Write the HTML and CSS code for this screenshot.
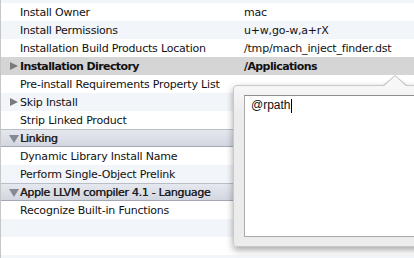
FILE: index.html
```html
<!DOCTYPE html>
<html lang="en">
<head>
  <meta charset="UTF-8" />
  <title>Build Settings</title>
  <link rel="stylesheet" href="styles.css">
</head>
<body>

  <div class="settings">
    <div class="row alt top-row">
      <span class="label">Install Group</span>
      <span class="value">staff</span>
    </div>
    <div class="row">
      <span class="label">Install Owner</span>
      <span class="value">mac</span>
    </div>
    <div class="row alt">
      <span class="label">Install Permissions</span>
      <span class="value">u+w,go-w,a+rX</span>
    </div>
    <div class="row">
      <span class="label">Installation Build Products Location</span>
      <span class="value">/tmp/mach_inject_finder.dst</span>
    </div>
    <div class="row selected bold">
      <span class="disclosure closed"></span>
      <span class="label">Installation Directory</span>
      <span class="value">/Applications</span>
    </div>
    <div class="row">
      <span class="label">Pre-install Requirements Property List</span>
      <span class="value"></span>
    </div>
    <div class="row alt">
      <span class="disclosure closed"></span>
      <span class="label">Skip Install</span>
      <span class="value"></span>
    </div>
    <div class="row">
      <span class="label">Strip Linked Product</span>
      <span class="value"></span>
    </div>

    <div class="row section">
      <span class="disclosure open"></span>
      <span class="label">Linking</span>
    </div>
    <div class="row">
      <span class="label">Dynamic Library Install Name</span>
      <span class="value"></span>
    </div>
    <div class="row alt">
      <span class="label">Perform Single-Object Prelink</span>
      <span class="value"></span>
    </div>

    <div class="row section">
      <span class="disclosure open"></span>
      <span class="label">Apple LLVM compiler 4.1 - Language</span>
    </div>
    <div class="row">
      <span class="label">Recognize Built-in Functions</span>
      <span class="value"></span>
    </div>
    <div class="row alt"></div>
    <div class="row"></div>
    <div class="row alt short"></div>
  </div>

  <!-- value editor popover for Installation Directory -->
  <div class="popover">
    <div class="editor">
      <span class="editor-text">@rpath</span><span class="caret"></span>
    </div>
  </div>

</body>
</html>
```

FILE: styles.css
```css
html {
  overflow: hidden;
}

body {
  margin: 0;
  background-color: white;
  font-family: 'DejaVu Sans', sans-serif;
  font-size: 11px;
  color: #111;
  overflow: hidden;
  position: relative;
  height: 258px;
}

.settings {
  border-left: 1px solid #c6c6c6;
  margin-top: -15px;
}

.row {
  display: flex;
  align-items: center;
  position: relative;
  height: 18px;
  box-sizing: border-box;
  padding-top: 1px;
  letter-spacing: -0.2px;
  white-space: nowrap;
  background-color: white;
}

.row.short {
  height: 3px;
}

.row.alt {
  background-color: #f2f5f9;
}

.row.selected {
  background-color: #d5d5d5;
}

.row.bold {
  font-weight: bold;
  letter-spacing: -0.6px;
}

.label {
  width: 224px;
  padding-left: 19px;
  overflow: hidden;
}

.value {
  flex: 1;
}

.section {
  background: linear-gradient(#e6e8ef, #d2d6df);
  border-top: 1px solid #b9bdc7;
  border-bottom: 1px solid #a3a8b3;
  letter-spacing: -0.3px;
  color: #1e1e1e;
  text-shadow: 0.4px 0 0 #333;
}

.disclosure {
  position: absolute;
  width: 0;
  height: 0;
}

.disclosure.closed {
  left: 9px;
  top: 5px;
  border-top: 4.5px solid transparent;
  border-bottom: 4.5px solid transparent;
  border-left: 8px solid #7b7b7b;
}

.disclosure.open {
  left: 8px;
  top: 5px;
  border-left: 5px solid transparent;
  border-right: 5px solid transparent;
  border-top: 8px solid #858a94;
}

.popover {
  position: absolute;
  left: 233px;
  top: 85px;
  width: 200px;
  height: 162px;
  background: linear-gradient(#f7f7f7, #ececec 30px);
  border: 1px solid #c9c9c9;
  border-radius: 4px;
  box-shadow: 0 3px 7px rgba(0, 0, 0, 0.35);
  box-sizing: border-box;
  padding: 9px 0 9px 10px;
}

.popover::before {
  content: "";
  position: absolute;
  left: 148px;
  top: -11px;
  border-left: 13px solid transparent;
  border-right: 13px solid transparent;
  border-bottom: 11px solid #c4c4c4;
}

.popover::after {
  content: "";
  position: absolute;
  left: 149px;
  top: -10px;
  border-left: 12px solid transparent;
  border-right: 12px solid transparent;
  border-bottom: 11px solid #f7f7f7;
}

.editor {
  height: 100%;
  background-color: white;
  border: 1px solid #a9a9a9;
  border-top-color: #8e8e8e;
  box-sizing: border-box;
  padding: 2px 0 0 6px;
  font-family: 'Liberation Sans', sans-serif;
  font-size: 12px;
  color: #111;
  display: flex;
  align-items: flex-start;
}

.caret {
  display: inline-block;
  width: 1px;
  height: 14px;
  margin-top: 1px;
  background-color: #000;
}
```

◇ ◇ ◇ ◇ ◇ ◇ ◇

■ **Brief**
Copy each line in full and exactly, omitting any picture.

■ **Solved exercise**
Write the HTML and CSS code for this screenshot.
FILE: index.html
```html
<!DOCTYPE html>
<html lang="en">
<head>
  <meta charset="UTF-8" />
  <title>Build Settings</title>
  <link rel="stylesheet" href="styles.css">
</head>
<body>

  <div class="settings">
    <div class="row alt top-row">
      <span class="label">Install Group</span>
      <span class="value">staff</span>
    </div>
    <div class="row">
      <span class="label">Install Owner</span>
      <span class="value">mac</span>
    </div>
    <div class="row alt">
      <span class="label">Install Permissions</span>
      <span class="value">u+w,go-w,a+rX</span>
    </div>
    <div class="row">
      <span class="label">Installation Build Products Location</span>
      <span class="value">/tmp/mach_inject_finder.dst</span>
    </div>
    <div class="row selected bold">
      <span class="disclosure closed"></span>
      <span class="label">Installation Directory</span>
      <span class="value">/Applications</span>
    </div>
    <div class="row">
      <span class="label">Pre-install Requirements Property List</span>
      <span class="value"></span>
    </div>
    <div class="row alt">
      <span class="disclosure closed"></span>
      <span class="label">Skip Install</span>
      <span class="value"></span>
    </div>
    <div class="row">
      <span class="label">Strip Linked Product</span>
      <span class="value"></span>
    </div>

    <div class="row section">
      <span class="disclosure open"></span>
      <span class="label">Linking</span>
    </div>
    <div class="row">
      <span class="label">Dynamic Library Install Name</span>
      <span class="value"></span>
    </div>
    <div class="row alt">
      <span class="label">Perform Single-Object Prelink</span>
      <span class="value"></span>
    </div>

    <div class="row section">
      <span class="disclosure open"></span>
      <span class="label">Apple LLVM compiler 4.1 - Language</span>
    </div>
    <div class="row">
      <span class="label">Recognize Built-in Functions</span>
      <span class="value"></span>
    </div>
    <div class="row alt"></div>
    <div class="row"></div>
    <div class="row alt short"></div>
  </div>

  <!-- value editor popover for Installation Directory -->
  <div class="popover">
    <div class="editor">
      <span class="editor-text">@rpath</span><span class="caret"></span>
    </div>
  </div>

</body>
</html>
```

FILE: styles.css
```css
html {
  overflow: hidden;
}

body {
  margin: 0;
  background-color: white;
  font-family: 'DejaVu Sans', sans-serif;
  font-size: 11px;
  color: #111;
  overflow: hidden;
  position: relative;
  height: 258px;
}

.settings {
  border-left: 1px solid #c6c6c6;
  margin-top: -15px;
}

.row {
  display: flex;
  align-items: center;
  position: relative;
  height: 18px;
  box-sizing: border-box;
  padding-top: 1px;
  letter-spacing: -0.2px;
  white-space: nowrap;
  background-color: white;
}

.row.short {
  height: 3px;
}

.row.alt {
  background-color: #f2f5f9;
}

.row.selected {
  background-color: #d5d5d5;
}

.row.bold {
  font-weight: bold;
  letter-spacing: -0.6px;
}

.label {
  width: 224px;
  padding-left: 19px;
  overflow: hidden;
}

.value {
  flex: 1;
}

.section {
  background: linear-gradient(#e6e8ef, #d2d6df);
  border-top: 1px solid #b9bdc7;
  border-bottom: 1px solid #a3a8b3;
  letter-spacing: -0.3px;
  color: #1e1e1e;
  text-shadow: 0.4px 0 0 #333;
}

.disclosure {
  position: absolute;
  width: 0;
  height: 0;
}

.disclosure.closed {
  left: 9px;
  top: 5px;
  border-top: 4.5px solid transparent;
  border-bottom: 4.5px solid transparent;
  border-left: 8px solid #7b7b7b;
}

.disclosure.open {
  left: 8px;
  top: 5px;
  border-left: 5px solid transparent;
  border-right: 5px solid transparent;
  border-top: 8px solid #858a94;
}

.popover {
  position: absolute;
  left: 233px;
  top: 85px;
  width: 200px;
  height: 162px;
  background: linear-gradient(#f7f7f7, #ececec 30px);
  border: 1px solid #c9c9c9;
  border-radius: 4px;
  box-shadow: 0 3px 7px rgba(0, 0, 0, 0.35);
  box-sizing: border-box;
  padding: 9px 0 9px 10px;
}

.popover::before {
  content: "";
  position: absolute;
  left: 148px;
  top: -11px;
  border-left: 13px solid transparent;
  border-right: 13px solid transparent;
  border-bottom: 11px solid #c4c4c4;
}

.popover::after {
  content: "";
  position: absolute;
  left: 149px;
  top: -10px;
  border-left: 12px solid transparent;
  border-right: 12px solid transparent;
  border-bottom: 11px solid #f7f7f7;
}

.editor {
  height: 100%;
  background-color: white;
  border: 1px solid #a9a9a9;
  border-top-color: #8e8e8e;
  box-sizing: border-box;
  padding: 2px 0 0 6px;
  font-family: 'Liberation Sans', sans-serif;
  font-size: 12px;
  color: #111;
  display: flex;
  align-items: flex-start;
}

.caret {
  display: inline-block;
  width: 1px;
  height: 14px;
  margin-top: 1px;
  background-color: #000;
}
```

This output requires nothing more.